### [TASK TO COMPLETE]
Copy out each line that includes the word "components".

### [DATA]
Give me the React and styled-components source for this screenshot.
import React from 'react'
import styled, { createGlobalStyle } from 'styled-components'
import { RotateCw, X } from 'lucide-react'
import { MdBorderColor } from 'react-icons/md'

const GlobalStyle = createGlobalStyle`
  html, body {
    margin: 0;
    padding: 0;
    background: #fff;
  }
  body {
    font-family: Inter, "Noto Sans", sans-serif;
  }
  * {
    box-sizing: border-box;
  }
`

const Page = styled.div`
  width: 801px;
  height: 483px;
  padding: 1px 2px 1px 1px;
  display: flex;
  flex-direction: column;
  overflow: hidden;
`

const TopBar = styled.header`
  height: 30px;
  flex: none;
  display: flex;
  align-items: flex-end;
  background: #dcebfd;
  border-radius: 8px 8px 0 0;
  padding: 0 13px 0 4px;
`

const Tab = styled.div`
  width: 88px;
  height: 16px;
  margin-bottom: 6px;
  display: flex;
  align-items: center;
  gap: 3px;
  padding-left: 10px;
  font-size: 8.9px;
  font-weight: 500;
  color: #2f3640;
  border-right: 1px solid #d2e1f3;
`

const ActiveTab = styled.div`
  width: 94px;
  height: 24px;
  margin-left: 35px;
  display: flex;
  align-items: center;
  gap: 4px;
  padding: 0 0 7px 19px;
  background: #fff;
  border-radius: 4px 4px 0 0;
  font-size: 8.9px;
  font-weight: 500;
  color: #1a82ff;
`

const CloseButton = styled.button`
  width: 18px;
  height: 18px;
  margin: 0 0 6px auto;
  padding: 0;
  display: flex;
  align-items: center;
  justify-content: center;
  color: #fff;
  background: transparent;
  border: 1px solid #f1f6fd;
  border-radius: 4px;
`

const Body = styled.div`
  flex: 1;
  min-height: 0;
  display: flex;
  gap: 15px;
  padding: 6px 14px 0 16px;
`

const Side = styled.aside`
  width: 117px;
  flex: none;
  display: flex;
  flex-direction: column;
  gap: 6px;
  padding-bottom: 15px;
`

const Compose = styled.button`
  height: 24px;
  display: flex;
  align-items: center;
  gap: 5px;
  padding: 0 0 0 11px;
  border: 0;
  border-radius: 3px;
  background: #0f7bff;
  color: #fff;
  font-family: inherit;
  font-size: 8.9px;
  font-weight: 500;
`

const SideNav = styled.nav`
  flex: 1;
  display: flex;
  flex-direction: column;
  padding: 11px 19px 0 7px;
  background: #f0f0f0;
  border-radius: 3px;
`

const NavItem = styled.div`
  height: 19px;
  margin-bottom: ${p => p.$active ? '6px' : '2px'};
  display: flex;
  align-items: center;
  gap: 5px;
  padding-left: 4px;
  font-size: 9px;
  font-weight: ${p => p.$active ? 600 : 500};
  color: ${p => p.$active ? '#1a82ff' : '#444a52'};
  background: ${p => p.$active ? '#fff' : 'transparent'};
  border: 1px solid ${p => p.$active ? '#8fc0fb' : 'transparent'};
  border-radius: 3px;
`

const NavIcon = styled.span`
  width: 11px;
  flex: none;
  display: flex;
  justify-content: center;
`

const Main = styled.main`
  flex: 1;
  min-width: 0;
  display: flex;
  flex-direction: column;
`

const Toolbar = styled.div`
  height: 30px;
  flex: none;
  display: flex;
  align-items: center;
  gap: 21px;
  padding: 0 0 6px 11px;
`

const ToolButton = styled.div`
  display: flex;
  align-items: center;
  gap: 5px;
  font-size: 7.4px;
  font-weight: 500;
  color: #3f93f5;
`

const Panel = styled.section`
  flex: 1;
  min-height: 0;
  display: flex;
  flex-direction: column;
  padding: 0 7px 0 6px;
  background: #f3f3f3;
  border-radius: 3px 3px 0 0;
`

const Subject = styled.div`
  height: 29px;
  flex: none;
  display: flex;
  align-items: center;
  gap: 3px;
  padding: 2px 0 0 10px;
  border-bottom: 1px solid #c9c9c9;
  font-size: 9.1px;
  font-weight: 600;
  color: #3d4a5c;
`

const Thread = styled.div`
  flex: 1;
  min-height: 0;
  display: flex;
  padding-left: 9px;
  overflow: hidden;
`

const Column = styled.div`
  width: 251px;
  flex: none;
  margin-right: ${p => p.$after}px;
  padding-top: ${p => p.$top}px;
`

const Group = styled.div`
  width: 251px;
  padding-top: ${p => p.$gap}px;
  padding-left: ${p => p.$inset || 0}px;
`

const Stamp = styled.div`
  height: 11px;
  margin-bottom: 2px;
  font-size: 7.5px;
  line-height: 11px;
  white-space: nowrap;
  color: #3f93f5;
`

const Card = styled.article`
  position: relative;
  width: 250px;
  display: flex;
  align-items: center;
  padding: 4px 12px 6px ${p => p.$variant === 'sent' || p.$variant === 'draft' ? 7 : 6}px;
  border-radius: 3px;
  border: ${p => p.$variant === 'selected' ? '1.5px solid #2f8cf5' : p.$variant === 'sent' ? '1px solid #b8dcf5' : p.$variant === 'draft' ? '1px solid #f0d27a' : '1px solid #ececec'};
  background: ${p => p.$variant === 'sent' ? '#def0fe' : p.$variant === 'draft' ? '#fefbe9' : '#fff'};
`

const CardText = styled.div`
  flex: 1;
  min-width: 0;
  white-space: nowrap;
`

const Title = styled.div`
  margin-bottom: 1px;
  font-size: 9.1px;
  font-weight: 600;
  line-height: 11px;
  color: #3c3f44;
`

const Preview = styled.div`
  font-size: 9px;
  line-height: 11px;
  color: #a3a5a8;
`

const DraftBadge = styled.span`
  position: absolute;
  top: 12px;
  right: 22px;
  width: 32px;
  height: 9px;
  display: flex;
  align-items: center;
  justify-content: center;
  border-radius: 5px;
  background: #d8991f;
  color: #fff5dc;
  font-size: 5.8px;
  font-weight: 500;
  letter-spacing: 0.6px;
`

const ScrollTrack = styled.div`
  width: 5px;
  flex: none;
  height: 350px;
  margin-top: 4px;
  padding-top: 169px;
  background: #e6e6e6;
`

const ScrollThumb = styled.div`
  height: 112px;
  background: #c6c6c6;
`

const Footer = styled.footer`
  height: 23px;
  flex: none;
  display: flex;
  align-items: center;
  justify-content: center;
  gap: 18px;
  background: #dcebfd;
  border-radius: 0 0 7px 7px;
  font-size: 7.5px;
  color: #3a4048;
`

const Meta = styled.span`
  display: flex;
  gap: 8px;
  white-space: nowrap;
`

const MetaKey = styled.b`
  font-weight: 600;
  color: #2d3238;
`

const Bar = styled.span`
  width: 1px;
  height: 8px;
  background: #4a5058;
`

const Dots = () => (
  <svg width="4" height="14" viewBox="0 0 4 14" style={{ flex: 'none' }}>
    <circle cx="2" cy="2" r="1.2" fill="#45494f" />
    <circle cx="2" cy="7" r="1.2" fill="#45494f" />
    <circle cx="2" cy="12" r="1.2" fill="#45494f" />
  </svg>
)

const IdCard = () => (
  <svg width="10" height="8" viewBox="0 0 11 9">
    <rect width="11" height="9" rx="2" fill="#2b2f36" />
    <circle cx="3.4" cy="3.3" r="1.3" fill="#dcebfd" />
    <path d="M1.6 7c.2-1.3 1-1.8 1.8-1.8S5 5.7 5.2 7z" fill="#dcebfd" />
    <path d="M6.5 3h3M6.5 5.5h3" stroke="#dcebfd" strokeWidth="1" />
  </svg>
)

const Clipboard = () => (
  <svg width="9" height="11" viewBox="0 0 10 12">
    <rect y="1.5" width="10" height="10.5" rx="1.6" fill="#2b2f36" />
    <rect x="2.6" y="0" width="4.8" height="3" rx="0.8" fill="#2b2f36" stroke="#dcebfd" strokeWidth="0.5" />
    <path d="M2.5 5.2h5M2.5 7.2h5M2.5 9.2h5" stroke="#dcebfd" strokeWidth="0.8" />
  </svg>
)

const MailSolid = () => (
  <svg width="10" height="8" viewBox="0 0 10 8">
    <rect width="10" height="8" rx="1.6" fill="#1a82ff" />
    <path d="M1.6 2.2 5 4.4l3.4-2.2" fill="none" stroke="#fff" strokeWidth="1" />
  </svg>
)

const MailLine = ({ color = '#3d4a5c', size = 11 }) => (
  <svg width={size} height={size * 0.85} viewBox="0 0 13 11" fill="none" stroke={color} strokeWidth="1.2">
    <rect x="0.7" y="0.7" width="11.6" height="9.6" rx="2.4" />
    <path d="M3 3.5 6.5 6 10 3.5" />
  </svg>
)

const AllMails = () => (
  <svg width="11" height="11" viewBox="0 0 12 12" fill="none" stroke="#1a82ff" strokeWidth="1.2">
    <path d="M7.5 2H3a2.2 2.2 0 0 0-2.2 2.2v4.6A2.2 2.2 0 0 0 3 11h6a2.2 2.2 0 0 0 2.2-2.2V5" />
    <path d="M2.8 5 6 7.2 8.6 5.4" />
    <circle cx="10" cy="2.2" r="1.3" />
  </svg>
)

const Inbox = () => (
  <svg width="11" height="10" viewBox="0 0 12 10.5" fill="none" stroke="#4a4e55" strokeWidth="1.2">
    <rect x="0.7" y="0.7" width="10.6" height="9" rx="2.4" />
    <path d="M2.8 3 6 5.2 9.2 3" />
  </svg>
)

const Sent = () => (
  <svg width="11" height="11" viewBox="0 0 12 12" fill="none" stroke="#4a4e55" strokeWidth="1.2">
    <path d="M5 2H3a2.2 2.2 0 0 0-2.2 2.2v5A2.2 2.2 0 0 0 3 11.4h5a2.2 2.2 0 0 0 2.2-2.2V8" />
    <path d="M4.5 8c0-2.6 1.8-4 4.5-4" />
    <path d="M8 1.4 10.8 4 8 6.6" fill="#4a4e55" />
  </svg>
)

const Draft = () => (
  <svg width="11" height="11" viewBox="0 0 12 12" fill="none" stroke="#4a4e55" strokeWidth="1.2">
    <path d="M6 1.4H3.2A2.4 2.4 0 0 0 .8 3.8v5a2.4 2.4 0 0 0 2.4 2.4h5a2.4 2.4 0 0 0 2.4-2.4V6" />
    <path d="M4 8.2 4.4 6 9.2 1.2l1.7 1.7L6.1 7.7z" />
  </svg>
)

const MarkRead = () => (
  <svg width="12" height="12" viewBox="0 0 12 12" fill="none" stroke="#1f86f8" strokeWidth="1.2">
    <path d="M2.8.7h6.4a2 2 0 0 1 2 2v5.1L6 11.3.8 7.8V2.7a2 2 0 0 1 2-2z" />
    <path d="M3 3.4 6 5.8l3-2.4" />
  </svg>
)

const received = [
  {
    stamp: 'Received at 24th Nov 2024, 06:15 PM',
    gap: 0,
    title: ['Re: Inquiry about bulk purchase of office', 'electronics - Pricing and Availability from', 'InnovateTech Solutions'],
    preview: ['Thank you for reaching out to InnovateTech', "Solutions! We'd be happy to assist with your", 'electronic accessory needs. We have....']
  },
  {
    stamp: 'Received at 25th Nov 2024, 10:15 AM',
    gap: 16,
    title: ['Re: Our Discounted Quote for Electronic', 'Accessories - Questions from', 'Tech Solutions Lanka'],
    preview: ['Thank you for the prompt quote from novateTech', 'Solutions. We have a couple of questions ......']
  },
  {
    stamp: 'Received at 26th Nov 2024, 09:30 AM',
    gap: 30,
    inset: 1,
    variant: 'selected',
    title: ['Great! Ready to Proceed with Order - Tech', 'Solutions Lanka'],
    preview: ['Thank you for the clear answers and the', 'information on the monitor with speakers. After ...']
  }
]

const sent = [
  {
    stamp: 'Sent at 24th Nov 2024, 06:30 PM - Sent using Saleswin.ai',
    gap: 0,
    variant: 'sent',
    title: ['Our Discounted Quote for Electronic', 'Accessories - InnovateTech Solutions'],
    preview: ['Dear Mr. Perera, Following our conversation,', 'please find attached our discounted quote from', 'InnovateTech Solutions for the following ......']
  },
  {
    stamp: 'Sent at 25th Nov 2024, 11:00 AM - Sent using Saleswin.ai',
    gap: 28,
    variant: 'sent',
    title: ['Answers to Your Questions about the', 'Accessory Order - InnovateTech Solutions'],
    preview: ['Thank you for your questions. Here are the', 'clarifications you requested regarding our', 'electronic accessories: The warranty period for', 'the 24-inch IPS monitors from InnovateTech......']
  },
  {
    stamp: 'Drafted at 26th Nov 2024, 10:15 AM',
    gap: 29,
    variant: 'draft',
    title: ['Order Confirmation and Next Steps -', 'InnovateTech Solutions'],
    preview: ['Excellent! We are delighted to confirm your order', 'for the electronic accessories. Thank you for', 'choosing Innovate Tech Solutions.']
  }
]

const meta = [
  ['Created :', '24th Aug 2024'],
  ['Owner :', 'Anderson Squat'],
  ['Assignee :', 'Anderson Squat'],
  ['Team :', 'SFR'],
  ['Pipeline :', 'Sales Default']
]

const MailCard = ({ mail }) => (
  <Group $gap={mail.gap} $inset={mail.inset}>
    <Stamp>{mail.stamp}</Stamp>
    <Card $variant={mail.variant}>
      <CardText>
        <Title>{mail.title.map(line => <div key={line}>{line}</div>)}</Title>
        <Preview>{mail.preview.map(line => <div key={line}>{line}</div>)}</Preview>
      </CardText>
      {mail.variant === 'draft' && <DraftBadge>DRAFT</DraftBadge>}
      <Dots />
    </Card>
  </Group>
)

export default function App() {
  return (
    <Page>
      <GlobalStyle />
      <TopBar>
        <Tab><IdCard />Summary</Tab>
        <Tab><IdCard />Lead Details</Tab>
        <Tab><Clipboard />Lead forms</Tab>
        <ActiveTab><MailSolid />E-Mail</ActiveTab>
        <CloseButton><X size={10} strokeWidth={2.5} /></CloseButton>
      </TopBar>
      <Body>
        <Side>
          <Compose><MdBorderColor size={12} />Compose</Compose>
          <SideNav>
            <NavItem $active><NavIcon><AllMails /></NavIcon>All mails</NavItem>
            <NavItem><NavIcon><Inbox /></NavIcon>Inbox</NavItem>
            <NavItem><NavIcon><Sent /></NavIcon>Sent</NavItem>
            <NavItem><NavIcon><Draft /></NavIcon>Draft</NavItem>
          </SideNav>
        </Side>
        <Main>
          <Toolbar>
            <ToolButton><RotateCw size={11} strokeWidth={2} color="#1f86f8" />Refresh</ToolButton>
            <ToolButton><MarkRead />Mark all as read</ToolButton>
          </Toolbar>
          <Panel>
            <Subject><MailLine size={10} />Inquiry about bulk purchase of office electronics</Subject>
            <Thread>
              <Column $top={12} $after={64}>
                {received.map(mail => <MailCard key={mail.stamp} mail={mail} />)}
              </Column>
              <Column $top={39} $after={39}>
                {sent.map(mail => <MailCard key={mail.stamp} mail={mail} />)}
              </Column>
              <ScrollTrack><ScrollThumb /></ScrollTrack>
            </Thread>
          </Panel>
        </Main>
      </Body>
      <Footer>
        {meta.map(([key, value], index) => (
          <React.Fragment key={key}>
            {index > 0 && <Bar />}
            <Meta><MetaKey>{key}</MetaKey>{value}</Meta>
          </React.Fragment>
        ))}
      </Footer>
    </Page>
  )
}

### [RESULT OF THIS TASK]
Give me the React and styled-components source for this screenshot.
import styled, { createGlobalStyle } from 'styled-components'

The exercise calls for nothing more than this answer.